Notetaking is not just an interviewing skill. It’s an artform. While you might be tempted to take along a laptop or use your phone to take notes, I highly encourage you to go analog with this one and write by hand. Studies have even shown that the act of writing things down by hand helps you to remember them better and process them more efficiently. This fact will pay off dividends when it comes time to write your story. To make notetaking easier and faster, use abbreviations. Develop your own shorthand. This takes a lot of practice, but it will ultimately allow you to write more information down. Make sure that you type up your notes immediately after the interview so that you can decipher your notes and fill in any gaps. Also, you don’t have to write down everything your subject says. Listen for key phrases, terms, or ideas that are significant to your project and focus in on them. This eliminates the pressure of frantically trying to transcribe things that you may not even need.
Use technology responsibly.
Recording an interview helps—but don’t rely on it as your primary tool. Things can go wrong with technology all the time and the last thing you want is to have something malfunction.
If you do record the interview, the main purpose is preserving the interview so you can refer to it later if necessary.
There is also a great personal benefit to recording your interview, especially if you are speaking with a family member. Someday, long after you have finished the project itself, you will be thankful to have your loved ones on tape telling their own stories. So how do you record your interviews? If you are in person, you can easily use the Voice Memo app on your iPhone or its equivalent. It will conveniently retain the interview audio on your phone and transfer it to your computer. Recording phone conversations gets a little more dicey. There are a lot of apps you can download for this…but they don’t usually work.

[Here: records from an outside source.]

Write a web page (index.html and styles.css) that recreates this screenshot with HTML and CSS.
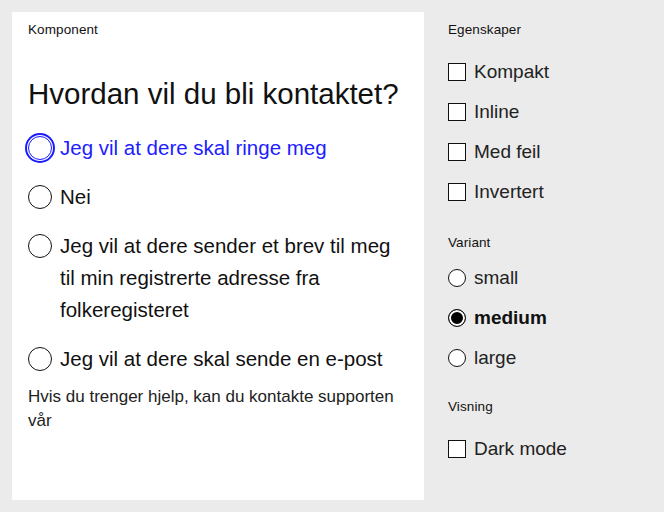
FILE: index.html
```html
<!DOCTYPE html>
<html lang="no">
<head>
<meta charset="utf-8">
<title>Komponent</title>
<link rel="stylesheet" href="styles.css">
</head>
<body>
<div class="page">
  <main class="card">
    <div class="section-label">Komponent</div>
    <div class="radio-group" role="radiogroup">
      <div class="question">Hvordan vil du bli kontaktet?</div>
      <div class="options">
        <label class="option is-focused"><span class="radio"></span><span class="option-text">Jeg vil at dere skal ringe meg</span></label>
        <label class="option"><span class="radio"></span><span class="option-text">Nei</span></label>
        <label class="option"><span class="radio"></span><span class="option-text">Jeg vil at dere sender et brev til meg til min registrerte adresse fra folkeregisteret</span></label>
        <label class="option"><span class="radio"></span><span class="option-text">Jeg vil at dere skal sende en e-post</span></label>
      </div>
      <p class="help">Hvis du trenger hjelp, kan du kontakte supporten vår</p>
    </div>
  </main>
  <aside class="sidebar">
    <section class="group">
      <div class="section-label">Egenskaper</div>
      <div class="controls">
        <label class="control"><span class="checkbox"></span>Kompakt</label>
        <label class="control"><span class="checkbox"></span>Inline</label>
        <label class="control"><span class="checkbox"></span>Med feil</label>
        <label class="control"><span class="checkbox"></span>Invertert</label>
      </div>
    </section>
    <section class="group group-variant">
      <div class="section-label">Variant</div>
      <div class="controls">
        <label class="control"><span class="small-radio"></span>small</label>
        <label class="control is-checked"><span class="small-radio"></span>medium</label>
        <label class="control"><span class="small-radio"></span>large</label>
      </div>
    </section>
    <section class="group group-view">
      <div class="section-label">Visning</div>
      <div class="controls">
        <label class="control"><span class="checkbox"></span>Dark mode</label>
      </div>
    </section>
  </aside>
</div>
</body>
</html>
```

FILE: styles.css
```css
* { box-sizing: border-box; }

html, body {
  margin: 0;
  padding: 0;
}

body {
  background: #ebebeb;
  color: #111;
  font-family: "Liberation Sans", Arial, sans-serif;
  width: 664px;
  height: 512px;
  overflow: hidden;
}

.page {
  display: flex;
  gap: 24px;
  padding: 12px;
  height: 512px;
}

.card {
  background: #fff;
  width: 412px;
  height: 488px;
  padding: 10px 20px 10px 16px;
  display: flex;
  flex-direction: column;
}

.section-label {
  font-size: 13.5px;
  line-height: 16px;
  letter-spacing: 0.1px;
}

.question {
  font-size: 29.5px;
  line-height: 36px;
  font-weight: 400;
  margin-top: 38px;
}

.options {
  display: flex;
  flex-direction: column;
  gap: 17px;
  margin-top: 20px;
}

.option {
  display: flex;
  align-items: flex-start;
  gap: 8px;
  font-size: 20.5px;
  line-height: 32px;
}

.radio {
  flex: none;
  width: 24px;
  height: 24px;
  margin-top: 4px;
  border: 1px solid #111;
  border-radius: 50%;
  background: #fff;
}

.option.is-focused {
  color: #2020ff;
}

.option.is-focused .radio {
  border-color: #1a1aff;
  box-shadow: 0 0 0 1px #fff, 0 0 0 3px #1a1aff;
}

.help {
  margin: 10px 0 0;
  font-size: 17px;
  line-height: 24px;
  color: #222;
}

.sidebar {
  display: flex;
  flex-direction: column;
  padding-top: 10px;
}

.controls {
  display: flex;
  flex-direction: column;
  margin-top: 14px;
}

.control {
  display: flex;
  align-items: center;
  gap: 8px;
  height: 40px;
  font-size: 19px;
  color: #222;
}

.checkbox {
  flex: none;
  width: 18px;
  height: 18px;
  border: 1px solid #111;
  background: #fff;
}

.small-radio {
  flex: none;
  width: 18px;
  height: 18px;
  border: 1px solid #111;
  border-radius: 50%;
  background: #fff;
}

.control.is-checked {
  font-weight: 700;
  color: #111;
}

.control.is-checked .small-radio {
  background: #000;
  box-shadow: inset 0 0 0 2px #fff;
}

.group-variant {
  margin-top: 23px;
}

.group-variant .controls {
  margin-top: 7px;
}

.group-view {
  margin-top: 21px;
}
```
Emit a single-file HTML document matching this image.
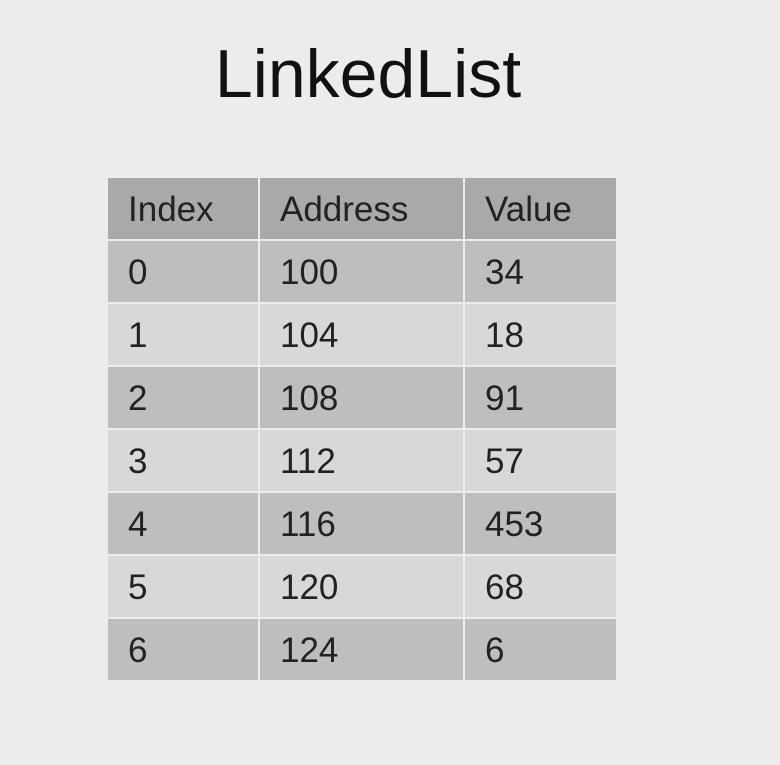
<!DOCTYPE html>
<html><head><style>
html,body{margin:0;padding:0;background:#ececec;width:780px;height:765px;overflow:hidden;font-family:"Liberation Sans",sans-serif;}
h1{position:absolute;left:0;width:736px;top:36px;margin:0;text-align:center;font-weight:normal;font-size:68px;line-height:76px;color:#111;}
table{position:absolute;left:106px;top:176px;border-collapse:separate;border-spacing:2px;background:#ececec;}
td{padding:2px 0 0 20px;height:59px;font-size:35px;color:#222;}
tr.h td{background:#a9a9a9;}
tr.d td{background:#bebebe;}
tr.l td{background:#d8d8d8;}
</style></head><body>
<h1>LinkedList</h1>
<table>
<tr class="h"><td style="width:130px">Index</td><td style="width:183px">Address</td><td style="width:131px">Value</td></tr>
<tr class="d"><td>0</td><td>100</td><td>34</td></tr>
<tr class="l"><td>1</td><td>104</td><td>18</td></tr>
<tr class="d"><td>2</td><td>108</td><td>91</td></tr>
<tr class="l"><td>3</td><td>112</td><td>57</td></tr>
<tr class="d"><td>4</td><td>116</td><td>453</td></tr>
<tr class="l"><td>5</td><td>120</td><td>68</td></tr>
<tr class="d"><td>6</td><td>124</td><td>6</td></tr>
</table>
</body></html>
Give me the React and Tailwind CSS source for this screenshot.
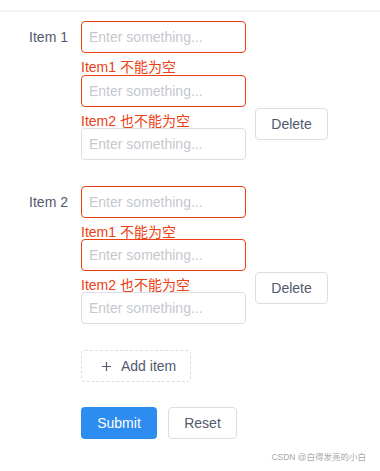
import React from "react";

const font = { fontFamily: '"Liberation Sans", Arial, "Noto Sans CJK SC", sans-serif' };

function Field({ error }) {
  return (
    <input
      readOnly
      placeholder="Enter something..."
      className={
        "block w-[165px] h-[32px] rounded-[4px] border bg-white px-[7px] text-[14px] text-[#515a6e] outline-none placeholder:text-[#c5c8ce] " +
        (error ? "border-[#ed4014]" : "border-[#dcdee2]")
      }
    />
  );
}

function Item({ label, first }) {
  return (
    <div className="flex items-start">
      <div className="w-[81px] pr-[13px] text-right text-[14px] leading-[32px] text-[#515a6e]">
        {label}
      </div>
      <div className="flex flex-col">
        <Field error />
        <div className={first ? "h-[22px]" : "h-[21px]"}>
          <div className="pt-[7px] text-[14px] leading-[14px] text-[#ed4014] whitespace-nowrap">
            Item1 不能为空
          </div>
        </div>
        <Field error />
        <div className="h-[21px]">
          <div className="pt-[7px] text-[14px] leading-[14px] text-[#ed4014] whitespace-nowrap">
            Item2 也不能为空
          </div>
        </div>
        <Field />
      </div>
      <button
        className={
          "ml-[9px] h-[32px] w-[73px] rounded-[4px] border border-[#dcdee2] bg-white text-[14px] text-[#515a6e] " +
          (first ? "mt-[87px]" : "mt-[86px]")
        }
      >
        Delete
      </button>
    </div>
  );
}

export default function App() {
  return (
    <div className="relative w-[380px] h-[471px] bg-white overflow-hidden" style={font}>
      <div className="h-[10px]" />
      <div className="h-[2px] bg-[#f3f3f3]" />
      <div className="h-[9px]" />
      <Item label="Item 1" first />
      <div className="h-[26px]" />
      <Item label="Item 2" />
      <div className="h-[26px]" />
      <div className="pl-[81px]">
        <button className="flex h-[32px] w-[110px] items-center justify-start pl-[20px] rounded-[4px] border border-dashed border-[#dcdee2] bg-white text-[14px] text-[#515a6e]">
          <svg width="9" height="9" viewBox="0 0 9 9" className="mt-[1px]">
            <path d="M4.5 0v9M0 4.5h9" stroke="#515a6e" strokeWidth="1.2" />
          </svg>
          <span className="ml-[10px]">Add item</span>
        </button>
        <div className="mt-[25px] flex">
          <button className="h-[32px] w-[76px] rounded-[4px] bg-[#2d8cf0] text-[14px] text-white">
            Submit
          </button>
          <button className="ml-[11px] h-[32px] w-[69px] rounded-[4px] border border-[#dcdee2] bg-white text-[14px] text-[#515a6e]">
            Reset
          </button>
        </div>
      </div>
      <div className="absolute right-[14px] bottom-[9px] text-[8.5px] leading-[10px] text-[#a8a8a8] whitespace-nowrap">
        CSDN @白得发亮的小白
      </div>
    </div>
  );
}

Your best bet is to put the call on speaker and then use another device, such as the recording app on your computer, to make your recording. The audio quality won’t be perfect, but the information you need and the vocal dynamics of the conversation will nonetheless be preserved.
Don’t be afraid to communicate your needs as an interviewer
There is nothing wrong with asking the person to slow down or stop. If you feel like they’re saying something significant that you know you’ll want to include in your story, it’s okay to say, “Hold on, let me write that down” or “Would you repeat that?”
Remember, you are the author and you are in charge. You’re the one running the interview and you can ask any questions or give any directives you want. The person you are interviewing will gladly follow your lead.
What about you? What questions do you have about interviewing? Drop them in the comments.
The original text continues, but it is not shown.